The debate between traditional and contemporary worship music has raged for decades. Some churches have embraced new styles of worship music, while others have held firmly to the old way. It’s important for church leaders to recognize that there is a healthy balance between the two styles and both can and should be present in church services. Remember, the Psalms speak often about “singing a new song” (Psalm 98:1, for instance.)
The team here at Worshipflow believes it is important to find ways to bring both traditional and contemporary music into our services. We need to draw from both styles in order to create an atmosphere of reverence and celebration. When done correctly, traditional hymns can inspire deep spiritual reflection and engagement with God’s Word; while at the same time contemporary songs can bring God’s presence into our lives in a fresh, relevant way.
When building a service plan, think about what type of music will best fit each part of the service. If you are planning on using traditional hymns, choose ones that are relevant to the sermon or theme of the day.
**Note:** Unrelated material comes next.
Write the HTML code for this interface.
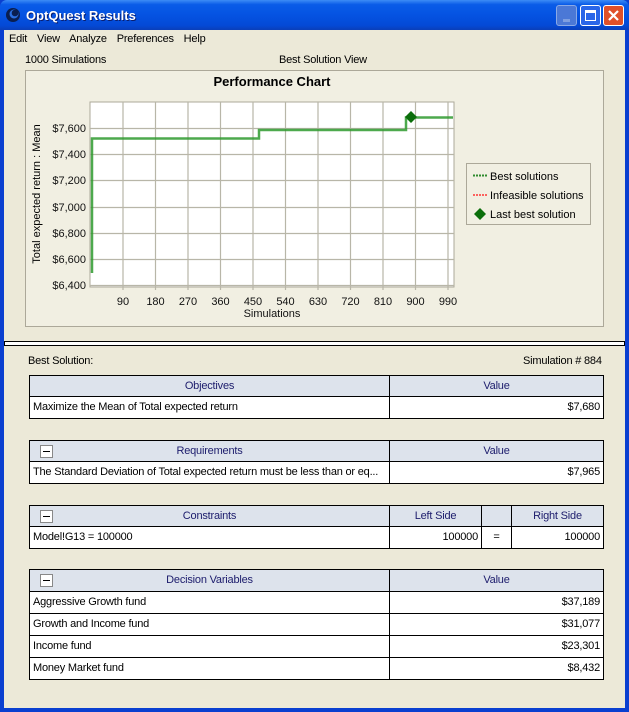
<!DOCTYPE html>
<html><head><meta charset="utf-8"><style>
*{margin:0;padding:0;box-sizing:border-box}
body{width:629px;height:712px;overflow:hidden;font-family:"Liberation Sans",Arial,sans-serif;font-size:11px;color:#000;background:#0a3fd0;position:relative}
.abs{position:absolute}
#title{left:0;top:0;width:629px;height:30px;background:linear-gradient(#3d8cf5 0%,#0a5ce8 15%,#0553e2 50%,#0449d6 85%,#0a3fb8 100%);border-radius:7px 7px 0 0}
#title .t{left:26px;top:8px;color:#fff;font-size:13px;font-weight:bold;text-shadow:1px 1px #0a1e6e}
.btn{top:5px;width:21px;height:21px;border:1px solid #fff;border-radius:3px}
#body{left:4px;top:30px;width:621px;height:678px;background:#ece9d8}
.cell{position:absolute;border:1px solid #000;background:#fff;height:23px;line-height:21px;padding:0 3px;white-space:nowrap;overflow:hidden;letter-spacing:-0.2px}
.hd{background:#dde3ec;color:#1c1c6c;text-align:center}
.r{text-align:right}
.mn{position:absolute;left:10px;top:4px;width:13px;height:13px;border:1px solid #888;background:#fff}
.mn:after{content:"";position:absolute;left:2px;top:5px;width:7px;height:1px;background:#000}
</style></head><body>
<div id="title" class="abs">
 <svg class="abs" style="left:5px;top:7px" width="16" height="16"><circle cx="8" cy="8" r="7" fill="#0a1e50"/><circle cx="9" cy="7" r="4.5" fill="#2a6ee0"/><circle cx="10" cy="6" r="3.3" fill="#0a1e50"/></svg>
 <div class="abs t">OptQuest Results</div>
 <div class="abs btn" style="left:556px;background:#4b78d6;border-color:#8aa9e6"><div class="abs" style="left:6px;top:13px;width:7px;height:3px;background:#7f9fe0"></div></div>
 <div class="abs btn" style="left:580px;background:#2a66e8"><div class="abs" style="left:4px;top:4px;width:11px;height:11px;border:1px solid #fff;border-top-width:3px"></div></div>
 <div class="abs btn" style="left:603px;background:#e0502a"><svg class="abs" style="left:3px;top:3px" width="13" height="13"><path d="M2 2L11 11M11 2L2 11" stroke="#fff" stroke-width="2.2"/></svg></div>
</div>
<div id="body" class="abs">
 <div class="abs" style="left:5px;top:3px;font-size:11px;word-spacing:7px;letter-spacing:-0.2px">Edit View Analyze Preferences Help</div>
 <div class="abs" style="left:21px;top:24px;letter-spacing:-0.2px">1000 Simulations</div>
 <div class="abs" style="left:275px;top:24px;letter-spacing:-0.2px">Best Solution View</div>
 <div class="abs" style="left:21px;top:40px;width:579px;height:257px;border:1px solid #aca899;background:#f1efe2"></div>
</div>
<svg class="abs" style="left:0;top:0" width="629" height="350">
 <text x="272" y="86" font-family="Liberation Sans" font-size="13" font-weight="bold" text-anchor="middle">Performance Chart</text>
 <rect x="90" y="102" width="364" height="185" fill="#fff" stroke="#aca899"/>
 <g stroke="#b8b6a8" stroke-width="1.2">
  <path d="M90 128.5H454M90 154.5H454M90 180.5H454M90 207.5H454M90 233.5H454M90 259.5H454M90 285.5H454"/>
  <path d="M123 102V290M155.5 102V290M188 102V290M220.5 102V290M253 102V290M285.5 102V290M318 102V290M350.5 102V290M383 102V290M415.5 102V290M448 102V290"/>
 </g>
 <path d="M92 273V138.5H259V130H406V117.5H453" fill="none" stroke="#2e9a2e" stroke-width="2.5" opacity=".85"/>
 <path d="M411 111L417 117L411 123L405 117Z" fill="#0b6e0b"/>
 <g font-family="Liberation Sans" font-size="11" text-anchor="end" fill="#111">
  <text x="86" y="132">$7,600</text><text x="86" y="158">$7,400</text><text x="86" y="184">$7,200</text><text x="86" y="211">$7,000</text><text x="86" y="237">$6,800</text><text x="86" y="263">$6,600</text><text x="86" y="289">$6,400</text>
 </g>
 <g font-family="Liberation Sans" font-size="11" text-anchor="middle" fill="#111">
  <text x="123" y="305">90</text><text x="155.5" y="305">180</text><text x="188" y="305">270</text><text x="220.5" y="305">360</text><text x="253" y="305">450</text><text x="285.5" y="305">540</text><text x="318" y="305">630</text><text x="350.5" y="305">720</text><text x="383" y="305">810</text><text x="415.5" y="305">900</text><text x="448" y="305">990</text>
  <text x="272" y="317">Simulations</text>
 </g>
 <text transform="translate(40,194) rotate(-90)" font-family="Liberation Sans" font-size="11" text-anchor="middle">Total expected return : Mean</text>
 <rect x="466.5" y="163.5" width="124" height="61" fill="#f1efe2" stroke="#aca899"/>
 <path d="M473 175.5H487" stroke="#2e8b2e" stroke-width="2" stroke-dasharray="2 1"/>
 <path d="M473 195H487" stroke="#f33" stroke-width="1.5" stroke-dasharray="2 1"/>
 <path d="M480 208L486 214L480 220L474 214Z" fill="#0b6e0b"/>
 <g font-family="Liberation Sans" font-size="11"><text x="490" y="180">Best solutions</text><text x="490" y="199">Infeasible solutions</text><text x="490" y="218">Last best solution</text></g>
 <rect x="4.5" y="341.5" width="620" height="4" fill="#fff" stroke="#000"/>
</svg>
<div class="abs" style="left:28px;top:355px;letter-spacing:-0.2px">Best Solution:</div>
<div class="abs" style="left:523px;top:355px;letter-spacing:-0.2px">Simulation # 884</div>

<div class="cell hd" style="left:29px;top:375px;width:361px">Objectives</div>
<div class="cell hd" style="left:389px;top:375px;width:215px">Value</div>
<div class="cell" style="left:29px;top:396px;width:361px">Maximize the Mean of Total expected return</div>
<div class="cell r" style="left:389px;top:396px;width:215px">$7,680</div>

<div class="cell hd" style="left:29px;top:440px;width:361px"><span class="mn"></span>Requirements</div>
<div class="cell hd" style="left:389px;top:440px;width:215px">Value</div>
<div class="cell" style="left:29px;top:461px;width:361px">The Standard Deviation of Total expected return must be less than or eq...</div>
<div class="cell r" style="left:389px;top:461px;width:215px">$7,965</div>

<div class="cell hd" style="left:29px;top:505px;width:361px"><span class="mn"></span>Constraints</div>
<div class="cell hd" style="left:389px;top:505px;width:93px">Left Side</div>
<div class="cell hd" style="left:481px;top:505px;width:31px"></div>
<div class="cell hd" style="left:511px;top:505px;width:93px">Right Side</div>
<div class="cell" style="left:29px;top:526px;width:361px">Model!G13 = 100000</div>
<div class="cell r" style="left:389px;top:526px;width:93px">100000</div>
<div class="cell" style="left:481px;top:526px;width:31px;text-align:center">=</div>
<div class="cell r" style="left:511px;top:526px;width:93px">100000</div>

<div class="cell hd" style="left:29px;top:569px;width:361px"><span class="mn"></span>Decision Variables</div>
<div class="cell hd" style="left:389px;top:569px;width:215px">Value</div>
<div class="cell" style="left:29px;top:591px;width:361px">Aggressive Growth fund</div>
<div class="cell r" style="left:389px;top:591px;width:215px">$37,189</div>
<div class="cell" style="left:29px;top:613px;width:361px">Growth and Income fund</div>
<div class="cell r" style="left:389px;top:613px;width:215px">$31,077</div>
<div class="cell" style="left:29px;top:635px;width:361px">Income fund</div>
<div class="cell r" style="left:389px;top:635px;width:215px">$23,301</div>
<div class="cell" style="left:29px;top:657px;width:361px">Money Market fund</div>
<div class="cell r" style="left:389px;top:657px;width:215px">$8,432</div>
</body></html>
You might want to place hymns in strategic parts of your service like a call to worship, then follow it with a praise set of contemporary songs. Other good spots for hymns are right before the message and as benedictions.
Another thing to consider is how to introduce new songs into your services without alienating people who may feel uncomfortable with unfamiliar styles of music. Introduce new songs by giving some context. Explain why the song was chosen, what themes it contains, and how it relates to the sermon topic. This will help people understand the song and make them more likely to engage with it.
Finally, it’s important to recognize that different generations prefer different types of music. While one group may be more comfortable singing traditional hymns, another group may enjoy listening to more modern worship songs. Do an honest assessment of your congregation – would the majority of your people engage with the latest Bethel Worship song or classic choruses? Of course, we’ll want to nudge people into new directions but an assessment will give a you a great stylistic place to start.
Bottom Line: As church leaders, it is our job to ensure that all people feel welcomed into our services regardless of their musical preferences. The secret to bringing balance between traditional and contemporary music is to create a mix of both styles in a way that appeals to all members of the congregation.